$f\left(x\right)=\frac{\sin x}{1-\cos x},I=(0,\pi ],J=(0,2\pi )$.

$$\begin{gathered} \frac{d}{dx}\left(\frac{\sin x}{1-\cos x}\right)=0 \\ \frac{(1-\cos x)·\cos x-\sin x\left(\sin x\right)}{(1-\cos x{)}^2}=0 \\ (1-\cos x)·\cos x-\sin x\left(\sin x\right)=0 \\ 1-{\cos }^{2}x-{\sin }^{2}x=0 \\ 1-\left({\cos }^{2}x+{\sin }^{2}x\right)=0 \\ 1-1=0 \end{gathered}$$

This means a infinite number of critical points are there.

$\underset{x\to 0^{+}}{\lim }f\left(x\right)=\underset{x\to 0^{+}}{\lim }\frac{\sin x}{1-\cos x}$  [ in the form of $\frac{\infty }{\infty }$]

                $=\underset{x\to 0^{+}}{\lim }\frac{\cos x}{-(-\sin x)}$ [ Using L'Hopital's rule]

                $$\begin{gathered} =\underset{x\to 0^{+}}{\lim }\frac{\cos x}{\sin x} \\ =\underset{x\to 0^{+}}{\lim }\cot x \\ =\infty \end{gathered}$$

$$\begin{gathered} \underset{x\to \pi }{\lim }f\left(x\right)=\underset{x\to \pi }{\lim }\frac{\sin x}{1-\cos x} \\ =\frac{\sin \pi }{1-\cos \pi } \\ =\frac{0}{1-(-1)} \\ =\frac{0}{2} \\ =0 \end{gathered}$$

Again,

$\underset{x\to 2{\pi }^{-}}{\lim }f\left(x\right)=\underset{x\to 2{\pi }^{-}}{\lim }\frac{\sin x}{1-\cos x}$ [ in the form of $\frac{\infty }{\infty }$]

                  $=\underset{x\to 2{\pi }^{-}}{\lim }\frac{\cos x}{-(-\sin x)}$ [ Using L'Hopital's rule]

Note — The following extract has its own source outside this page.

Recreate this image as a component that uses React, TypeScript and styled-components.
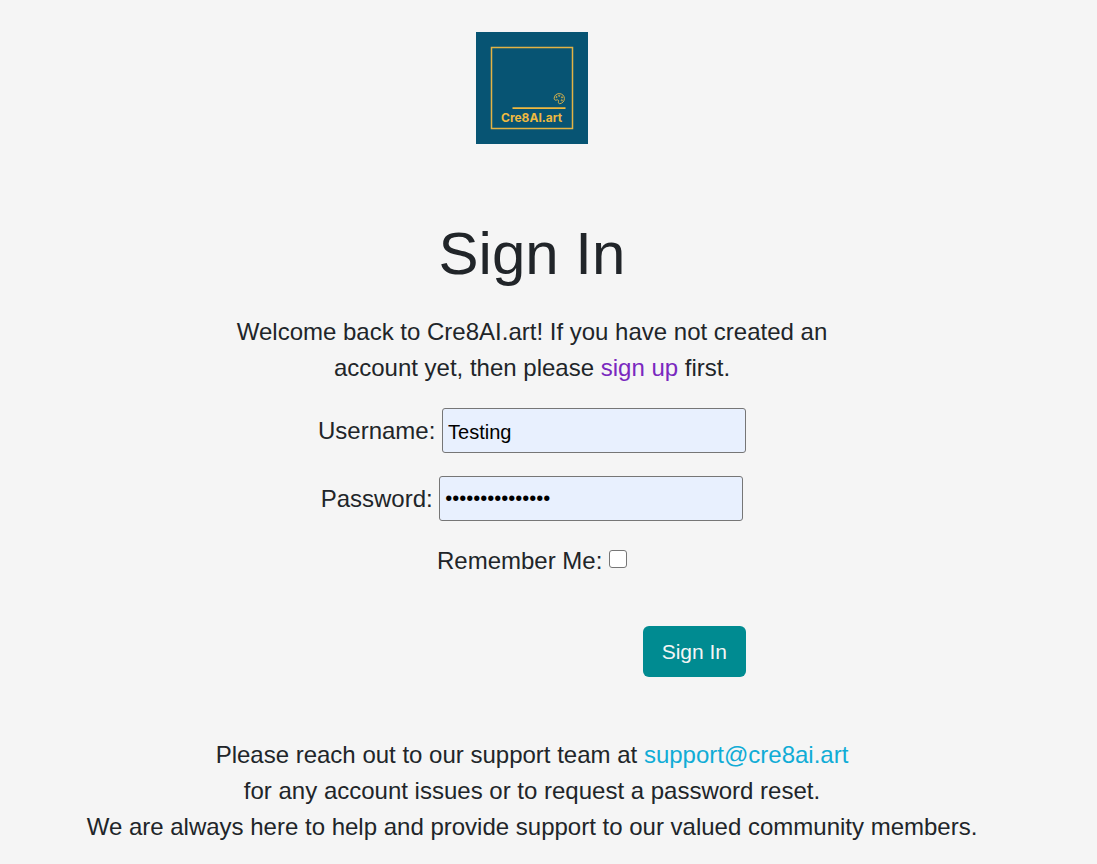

                   $$\begin{gathered} =\underset{x\to 2{\pi }^{-}}{\lim }\frac{\cos x}{\sin x} \\ =\underset{x\to 2{\pi }^{-}}{\lim }\cot x \\ =-\infty \end{gathered}$$

Therefore, on $J,f$ has no global minimum and no global maximum, since $\underset{x\to 0^{+}}{\lim }f\left(x\right)=\infty$ and $\underset{x\to 2{\pi }^{-}}{\lim }f\left(x\right)=-\infty$.